The agency said it would not proceed with authorizing two doses of the Pfizer-BioNTech vaccine for young children after data from a trial showed it did not generate strong protection.

“Based on the agency’s preliminary assessment, and to allow more time to evaluate additional data, we believe additional information regarding the ongoing evaluation of a third dose should be considered as part of our decision-making for potential authorization,” the agency said in a statement.

Pfizer and its partner, BioNTech, said they would have data on the three-dose regimen in early April.
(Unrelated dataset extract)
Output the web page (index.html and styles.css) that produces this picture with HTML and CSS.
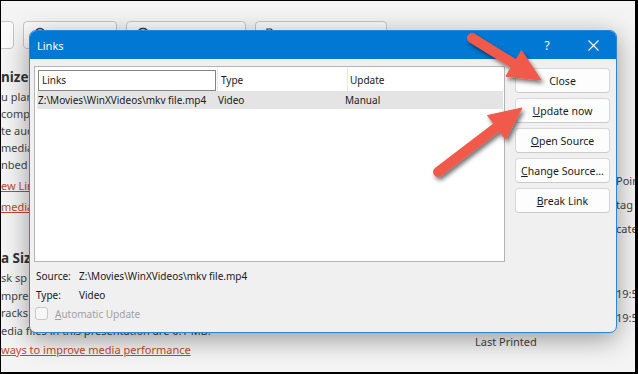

The delay is sure to be a bitter disappointment to the many parents who have been waiting anxiously for inoculations for children younger than 5.

“Given that the study is advancing at a rapid pace, the companies will wait for the three-dose data as Pfizer and BioNTech continue to believe it may provide a higher level of protection in this age group,” the companies said in a statement. “This is also supported by recent observations of three dose booster data in several other age groups that seems to meaningfully augment neutralizing antibody levels and real world vaccine protection for omicron compared to the two-dose regimen.”

Late last month, the FDA asked the vaccine makers to submit data for the two-dose regimen for young children. The idea was for regulators to start reviewing the information in hopes that a two-shot vaccine would be at least somewhat beneficial, and to issue an emergency use authorization for the shots. Officials indicated at the time that accelerating the process meant the vaccine could be available by the end of February.

It was widely expected that once the data on third shots became available, the FDA would authorize the vaccine as a three-dose regimen.

People familiar with the process said at the time that it was important to speed up the process as much as possible to offer protection to the youngest children. And the individuals, who spoke on the condition of anonymity to discuss internal deliberations, said there were indications the two-dose vaccine might be efficacious. The data showed the vaccine is extremely safe, they said.

But a close review of additional data, which concluded Friday, showed that the two-dose regimen was not protective, the agency said. The FDA decided to postpone an expert advisory panel meeting that had been scheduled for Tuesday to scrutinize the vaccine’s performance in children.

Friday’s action is the latest twist in the saga of the long-awaited pediatric vaccine. In December, Pfizer and BioNTech, announced that the immune response generated by the vaccine in children between 2 and 4 years old was not sufficiently robust. The vaccine did provoke a strong enough response in children 6 months to 2 years old. A third shot was added to the trial to increase the immune response.

When the FDA decided to ask the companies for the two-shot information, FDA spokeswoman Stephanie Caccomo said in an email that the surge in cases related to the omicron variant of the coronavirus had generated data “impacting the potential benefit-risk profile of a vaccine for the youngest children.”

“In light of these new data and the rise in illnesses and hospitalization in this youngest age group, FDA believed that it was prudent to request that Pfizer submit the data it had available, including the data that it has recently collected during the omicron surge,” Caccomo said.

The vaccine trial was designed primarily to measure whether children’s immune systems mustered a response similar to the one that protected older teens and adults from getting sick. There were about 3,900 children between 6 months and 4 years old enrolled in the trial as of Jan. 20.

Third shots only started on Jan. 31, according to a presentation during Pfizer’s quarterly earnings call, so data is still being collected.